DATA FOR PROCESSING ::
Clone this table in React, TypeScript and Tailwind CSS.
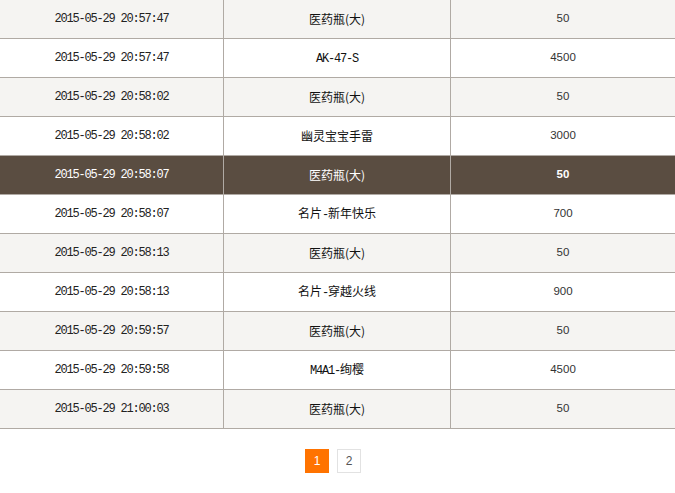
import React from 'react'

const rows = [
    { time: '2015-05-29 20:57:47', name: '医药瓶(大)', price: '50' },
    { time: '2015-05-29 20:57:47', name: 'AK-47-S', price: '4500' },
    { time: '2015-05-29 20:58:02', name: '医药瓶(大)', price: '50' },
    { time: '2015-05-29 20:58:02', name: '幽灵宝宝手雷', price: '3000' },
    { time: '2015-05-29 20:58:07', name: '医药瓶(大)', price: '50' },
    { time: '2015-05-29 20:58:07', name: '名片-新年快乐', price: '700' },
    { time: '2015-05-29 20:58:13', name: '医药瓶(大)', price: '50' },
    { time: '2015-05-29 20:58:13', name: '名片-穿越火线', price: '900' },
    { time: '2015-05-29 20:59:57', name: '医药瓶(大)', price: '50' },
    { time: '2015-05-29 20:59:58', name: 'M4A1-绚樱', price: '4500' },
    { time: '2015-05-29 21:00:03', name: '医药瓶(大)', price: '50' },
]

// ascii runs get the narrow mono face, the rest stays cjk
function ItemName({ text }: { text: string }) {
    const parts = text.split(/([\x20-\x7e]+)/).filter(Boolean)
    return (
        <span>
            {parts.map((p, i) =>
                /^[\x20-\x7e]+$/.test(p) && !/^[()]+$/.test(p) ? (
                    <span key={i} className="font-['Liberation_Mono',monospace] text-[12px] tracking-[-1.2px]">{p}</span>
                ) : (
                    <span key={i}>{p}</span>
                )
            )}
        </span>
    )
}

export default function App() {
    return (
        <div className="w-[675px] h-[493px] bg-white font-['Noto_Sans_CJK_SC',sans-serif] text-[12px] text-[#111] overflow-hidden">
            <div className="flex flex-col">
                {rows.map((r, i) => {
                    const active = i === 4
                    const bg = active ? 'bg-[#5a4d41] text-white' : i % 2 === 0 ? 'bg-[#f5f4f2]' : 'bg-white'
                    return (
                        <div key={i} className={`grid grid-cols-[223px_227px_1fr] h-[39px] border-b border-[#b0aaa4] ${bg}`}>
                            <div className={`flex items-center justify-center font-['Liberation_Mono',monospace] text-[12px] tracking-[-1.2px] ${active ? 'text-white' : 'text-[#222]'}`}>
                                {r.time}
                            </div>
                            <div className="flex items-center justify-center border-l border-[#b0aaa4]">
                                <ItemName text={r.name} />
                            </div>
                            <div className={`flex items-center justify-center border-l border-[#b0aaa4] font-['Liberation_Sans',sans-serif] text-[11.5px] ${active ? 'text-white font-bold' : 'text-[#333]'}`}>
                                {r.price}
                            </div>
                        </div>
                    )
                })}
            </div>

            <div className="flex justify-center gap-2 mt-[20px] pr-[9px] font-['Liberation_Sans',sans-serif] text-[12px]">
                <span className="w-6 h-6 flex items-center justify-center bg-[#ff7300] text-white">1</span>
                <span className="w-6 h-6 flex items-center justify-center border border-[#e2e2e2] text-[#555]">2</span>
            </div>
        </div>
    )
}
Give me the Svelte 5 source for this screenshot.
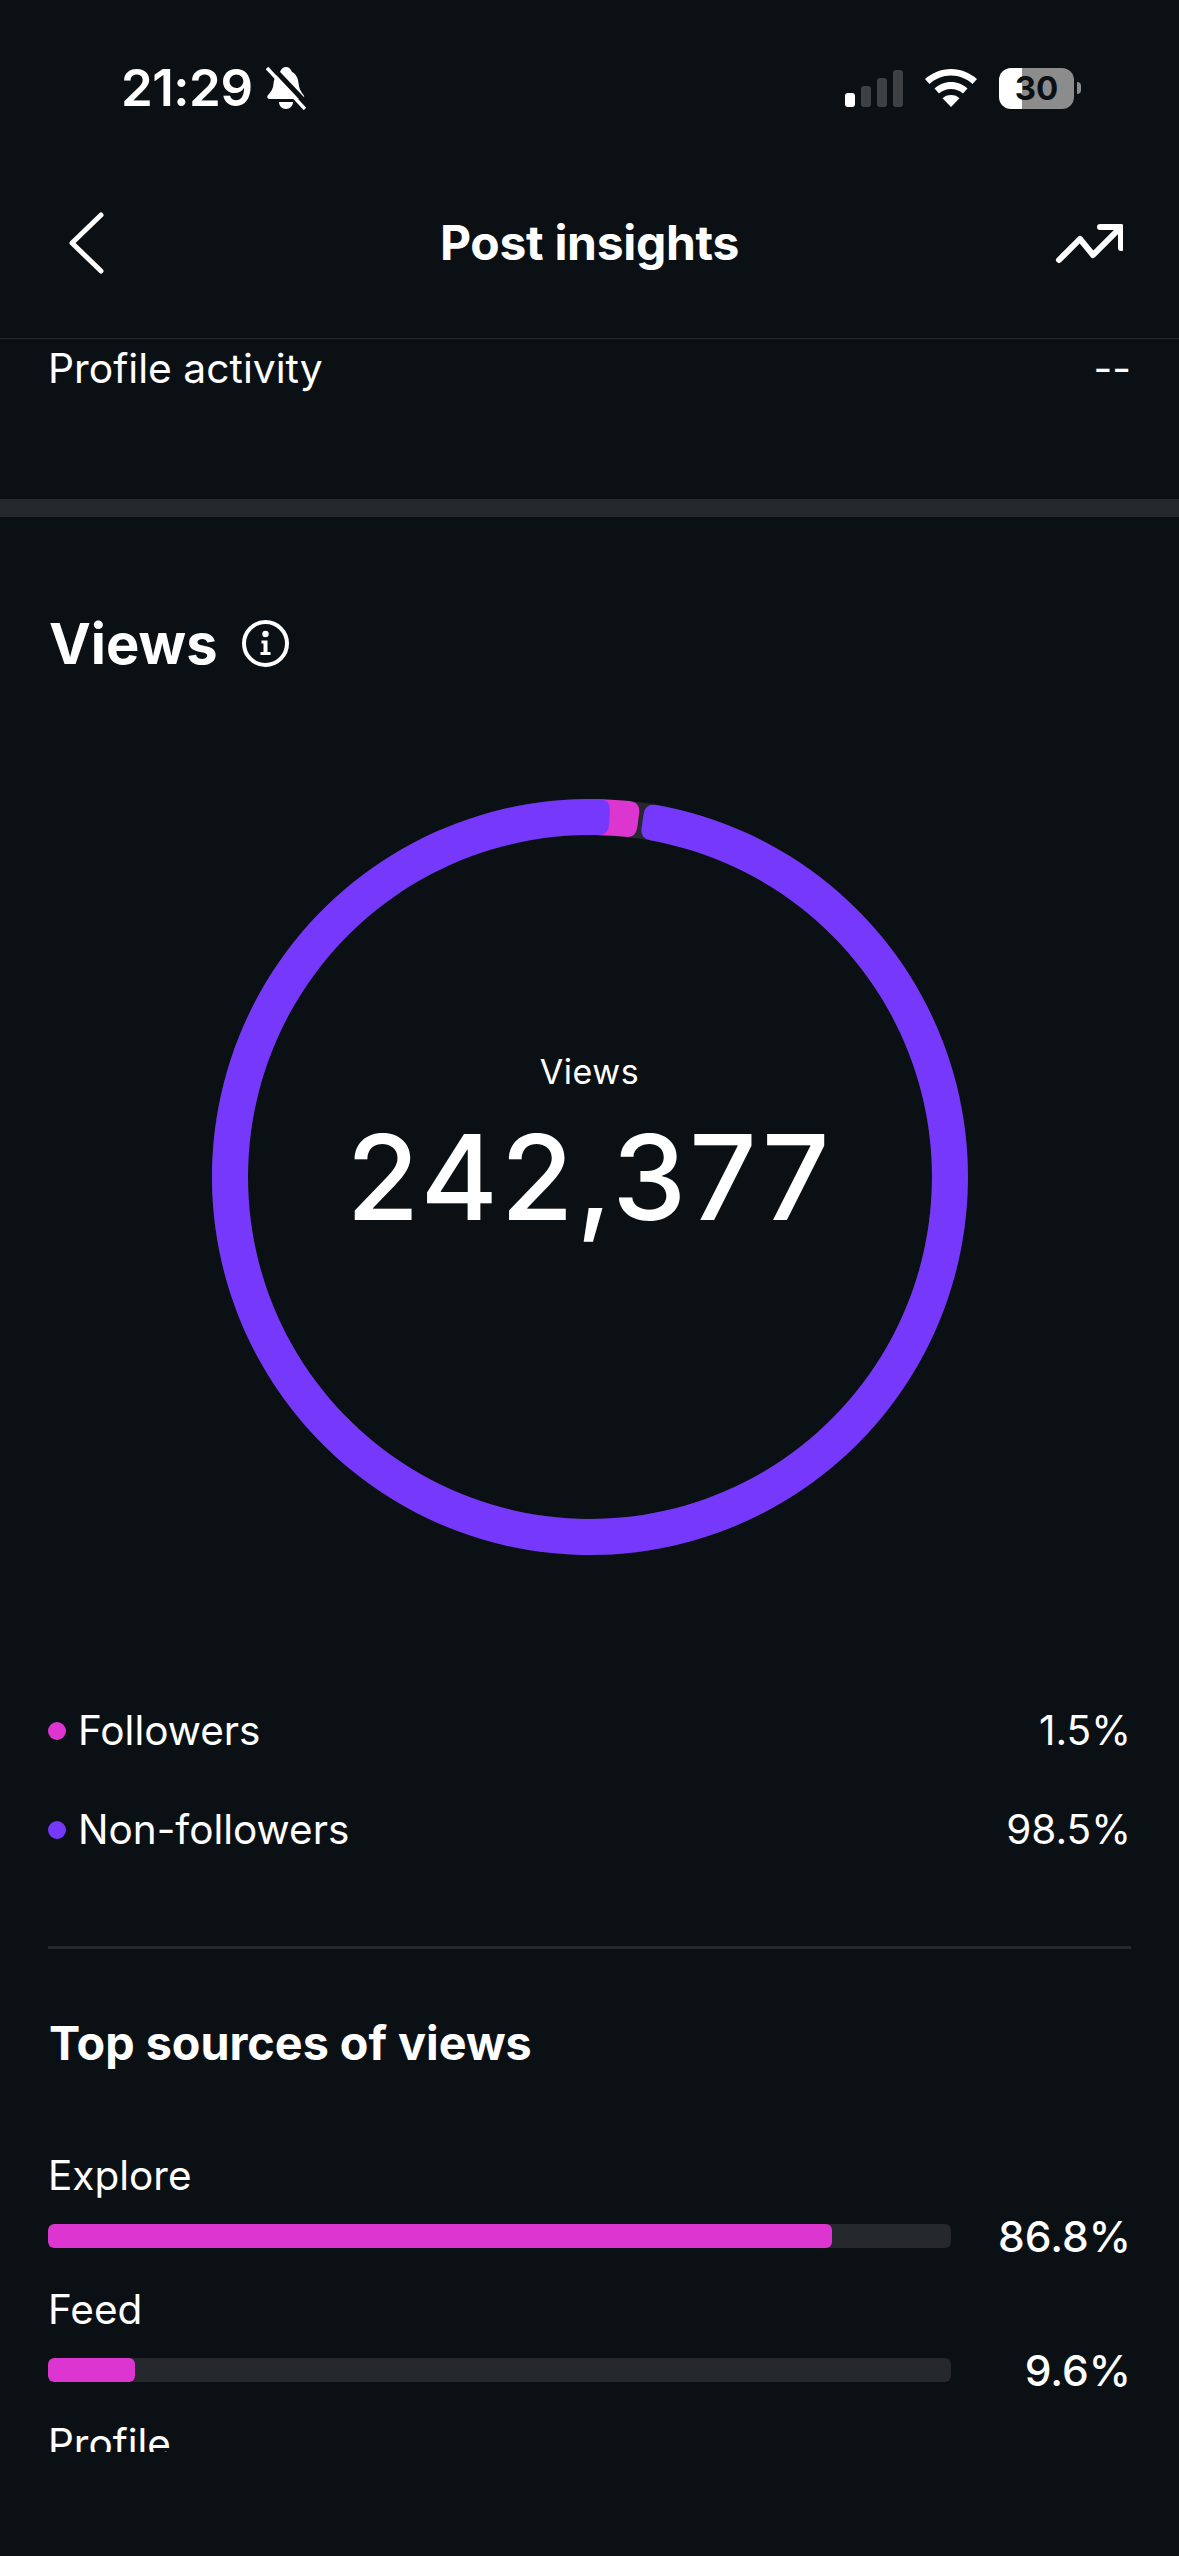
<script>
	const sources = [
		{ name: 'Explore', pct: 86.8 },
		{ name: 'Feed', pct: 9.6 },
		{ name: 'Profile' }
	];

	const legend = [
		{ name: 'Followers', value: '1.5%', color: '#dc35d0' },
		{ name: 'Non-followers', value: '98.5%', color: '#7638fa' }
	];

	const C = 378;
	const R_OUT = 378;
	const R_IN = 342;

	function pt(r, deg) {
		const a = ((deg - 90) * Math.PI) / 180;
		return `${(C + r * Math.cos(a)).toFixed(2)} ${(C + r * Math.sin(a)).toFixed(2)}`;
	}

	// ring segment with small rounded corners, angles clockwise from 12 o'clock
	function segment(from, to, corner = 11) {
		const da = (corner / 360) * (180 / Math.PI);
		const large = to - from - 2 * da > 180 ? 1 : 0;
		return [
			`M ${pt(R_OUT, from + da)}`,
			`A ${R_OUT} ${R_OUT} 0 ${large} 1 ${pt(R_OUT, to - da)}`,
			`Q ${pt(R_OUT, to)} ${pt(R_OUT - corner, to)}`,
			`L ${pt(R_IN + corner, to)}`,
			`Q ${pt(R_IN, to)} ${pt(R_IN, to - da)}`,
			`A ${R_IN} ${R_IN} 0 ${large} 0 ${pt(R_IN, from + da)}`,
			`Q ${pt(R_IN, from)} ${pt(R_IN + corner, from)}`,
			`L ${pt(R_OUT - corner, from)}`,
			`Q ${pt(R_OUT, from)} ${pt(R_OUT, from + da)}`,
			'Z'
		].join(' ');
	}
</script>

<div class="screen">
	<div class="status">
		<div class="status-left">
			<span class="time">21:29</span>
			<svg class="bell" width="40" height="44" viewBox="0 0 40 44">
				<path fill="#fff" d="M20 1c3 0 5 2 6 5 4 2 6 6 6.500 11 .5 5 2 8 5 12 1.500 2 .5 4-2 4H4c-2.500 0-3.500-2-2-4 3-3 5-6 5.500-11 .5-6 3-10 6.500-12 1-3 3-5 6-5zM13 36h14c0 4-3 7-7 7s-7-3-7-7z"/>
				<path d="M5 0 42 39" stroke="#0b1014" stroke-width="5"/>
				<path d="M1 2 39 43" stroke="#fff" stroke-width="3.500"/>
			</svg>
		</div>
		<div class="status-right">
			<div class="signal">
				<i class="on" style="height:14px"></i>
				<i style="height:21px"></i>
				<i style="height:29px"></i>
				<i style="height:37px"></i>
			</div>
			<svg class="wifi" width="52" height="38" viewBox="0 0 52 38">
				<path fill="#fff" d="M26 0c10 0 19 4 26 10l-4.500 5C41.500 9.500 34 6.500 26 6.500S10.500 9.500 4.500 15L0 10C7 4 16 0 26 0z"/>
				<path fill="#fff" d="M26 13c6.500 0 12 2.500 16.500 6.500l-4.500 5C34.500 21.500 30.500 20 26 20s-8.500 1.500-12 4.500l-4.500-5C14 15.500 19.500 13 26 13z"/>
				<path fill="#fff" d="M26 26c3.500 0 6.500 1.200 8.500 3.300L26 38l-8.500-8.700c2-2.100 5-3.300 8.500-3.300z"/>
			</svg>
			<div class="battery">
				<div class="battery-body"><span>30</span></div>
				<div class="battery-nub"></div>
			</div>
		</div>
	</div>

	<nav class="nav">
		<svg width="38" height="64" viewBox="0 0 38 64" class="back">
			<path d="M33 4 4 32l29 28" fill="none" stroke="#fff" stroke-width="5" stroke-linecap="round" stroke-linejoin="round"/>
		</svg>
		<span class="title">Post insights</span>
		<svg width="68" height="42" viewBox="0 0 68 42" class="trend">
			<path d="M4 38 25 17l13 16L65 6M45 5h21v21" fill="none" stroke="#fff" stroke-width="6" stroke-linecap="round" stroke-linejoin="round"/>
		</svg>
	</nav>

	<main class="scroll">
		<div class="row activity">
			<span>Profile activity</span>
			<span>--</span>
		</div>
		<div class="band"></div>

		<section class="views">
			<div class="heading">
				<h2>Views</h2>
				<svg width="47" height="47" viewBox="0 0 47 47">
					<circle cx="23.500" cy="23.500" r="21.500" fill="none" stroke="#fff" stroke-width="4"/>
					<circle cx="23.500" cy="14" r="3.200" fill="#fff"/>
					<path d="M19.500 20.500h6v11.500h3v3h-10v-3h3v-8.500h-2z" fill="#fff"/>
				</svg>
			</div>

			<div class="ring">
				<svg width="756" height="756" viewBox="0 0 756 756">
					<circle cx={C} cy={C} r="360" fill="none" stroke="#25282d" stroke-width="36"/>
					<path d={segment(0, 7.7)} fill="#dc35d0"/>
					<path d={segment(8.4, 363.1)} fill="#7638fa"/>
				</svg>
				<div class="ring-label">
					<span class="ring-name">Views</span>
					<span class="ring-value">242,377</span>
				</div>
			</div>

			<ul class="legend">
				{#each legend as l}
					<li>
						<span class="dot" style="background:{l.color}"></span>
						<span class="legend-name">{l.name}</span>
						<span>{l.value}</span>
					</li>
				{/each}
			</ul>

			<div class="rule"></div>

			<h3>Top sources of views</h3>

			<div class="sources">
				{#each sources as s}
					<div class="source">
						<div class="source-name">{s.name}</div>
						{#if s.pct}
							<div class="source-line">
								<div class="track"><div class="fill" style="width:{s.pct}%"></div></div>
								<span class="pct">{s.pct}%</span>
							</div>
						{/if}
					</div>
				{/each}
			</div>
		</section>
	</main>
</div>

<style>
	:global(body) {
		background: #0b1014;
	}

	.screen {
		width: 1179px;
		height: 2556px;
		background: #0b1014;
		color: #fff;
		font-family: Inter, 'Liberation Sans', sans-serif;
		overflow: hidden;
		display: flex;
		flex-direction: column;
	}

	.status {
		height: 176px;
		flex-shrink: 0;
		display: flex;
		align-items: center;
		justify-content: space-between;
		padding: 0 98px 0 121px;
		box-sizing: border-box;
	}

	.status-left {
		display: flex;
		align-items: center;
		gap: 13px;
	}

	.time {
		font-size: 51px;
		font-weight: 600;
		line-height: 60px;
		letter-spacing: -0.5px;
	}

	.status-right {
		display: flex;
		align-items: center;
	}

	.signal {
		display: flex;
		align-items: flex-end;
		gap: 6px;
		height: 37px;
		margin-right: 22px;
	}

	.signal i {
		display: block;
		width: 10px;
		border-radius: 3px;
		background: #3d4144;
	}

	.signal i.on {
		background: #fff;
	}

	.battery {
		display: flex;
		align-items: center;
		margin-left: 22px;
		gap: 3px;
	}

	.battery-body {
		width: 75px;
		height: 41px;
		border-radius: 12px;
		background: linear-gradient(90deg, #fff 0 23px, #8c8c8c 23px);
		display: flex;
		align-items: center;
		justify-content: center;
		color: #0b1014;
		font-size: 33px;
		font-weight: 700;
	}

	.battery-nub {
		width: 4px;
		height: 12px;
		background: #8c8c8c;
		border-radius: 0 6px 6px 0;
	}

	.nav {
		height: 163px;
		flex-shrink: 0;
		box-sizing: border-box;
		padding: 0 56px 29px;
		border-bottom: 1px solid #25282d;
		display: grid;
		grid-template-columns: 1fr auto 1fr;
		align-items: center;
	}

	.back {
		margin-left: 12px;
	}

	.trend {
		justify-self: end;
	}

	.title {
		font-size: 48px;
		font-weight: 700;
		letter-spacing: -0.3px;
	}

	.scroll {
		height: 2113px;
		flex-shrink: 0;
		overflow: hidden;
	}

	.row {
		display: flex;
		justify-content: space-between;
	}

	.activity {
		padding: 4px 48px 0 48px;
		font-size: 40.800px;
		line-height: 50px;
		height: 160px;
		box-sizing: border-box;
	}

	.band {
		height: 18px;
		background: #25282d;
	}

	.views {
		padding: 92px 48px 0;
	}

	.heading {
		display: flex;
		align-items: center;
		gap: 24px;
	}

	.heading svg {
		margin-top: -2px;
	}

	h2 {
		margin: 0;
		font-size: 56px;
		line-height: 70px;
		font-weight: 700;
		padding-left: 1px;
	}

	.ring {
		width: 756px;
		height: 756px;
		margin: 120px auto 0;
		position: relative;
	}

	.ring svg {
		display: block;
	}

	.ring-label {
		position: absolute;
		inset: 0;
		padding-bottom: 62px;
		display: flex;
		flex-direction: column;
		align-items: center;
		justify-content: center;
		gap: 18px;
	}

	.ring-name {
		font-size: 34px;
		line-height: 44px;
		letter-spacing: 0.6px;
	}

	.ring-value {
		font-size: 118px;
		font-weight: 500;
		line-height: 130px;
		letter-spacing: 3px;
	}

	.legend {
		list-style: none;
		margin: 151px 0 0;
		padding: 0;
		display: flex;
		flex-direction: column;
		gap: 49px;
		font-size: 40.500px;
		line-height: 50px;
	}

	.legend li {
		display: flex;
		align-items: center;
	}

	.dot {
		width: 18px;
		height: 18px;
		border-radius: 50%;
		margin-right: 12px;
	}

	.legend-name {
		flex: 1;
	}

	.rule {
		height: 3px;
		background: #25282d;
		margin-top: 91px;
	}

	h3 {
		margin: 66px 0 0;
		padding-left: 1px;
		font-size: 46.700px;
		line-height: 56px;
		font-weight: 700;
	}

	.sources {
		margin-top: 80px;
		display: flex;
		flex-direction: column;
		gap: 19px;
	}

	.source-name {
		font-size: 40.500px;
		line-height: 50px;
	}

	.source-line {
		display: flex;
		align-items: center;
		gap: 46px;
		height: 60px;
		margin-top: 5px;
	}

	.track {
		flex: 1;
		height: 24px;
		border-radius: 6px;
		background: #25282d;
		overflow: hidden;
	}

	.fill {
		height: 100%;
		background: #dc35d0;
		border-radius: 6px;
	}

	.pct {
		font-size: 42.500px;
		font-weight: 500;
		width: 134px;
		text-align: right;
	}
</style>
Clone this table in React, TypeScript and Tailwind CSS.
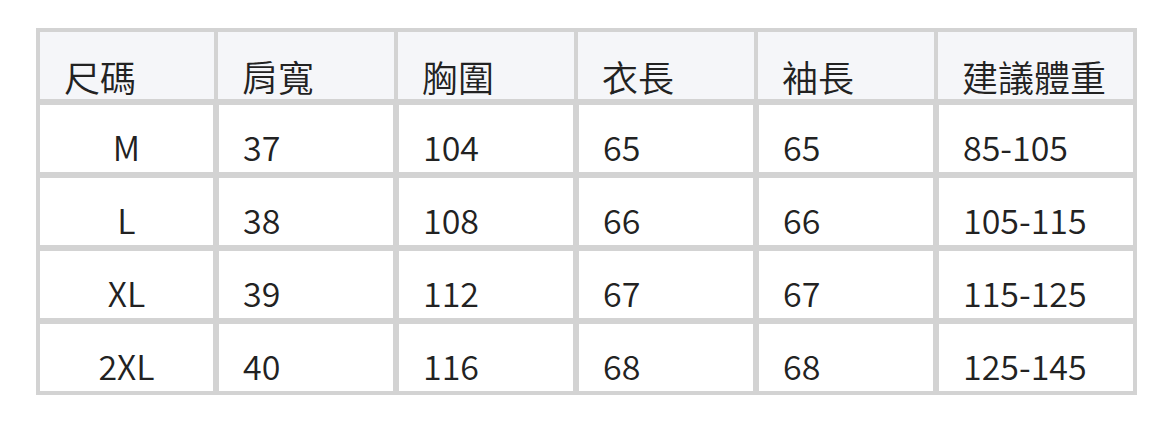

SHORT PROBLEM ::
Reproduce the records word for word, please, from their first line up to and including the line that contains "import React from 'react'", but no pictures.

COMPLETED EXERCISE ::
Clone this table in React, TypeScript and Tailwind CSS.
import React from 'react'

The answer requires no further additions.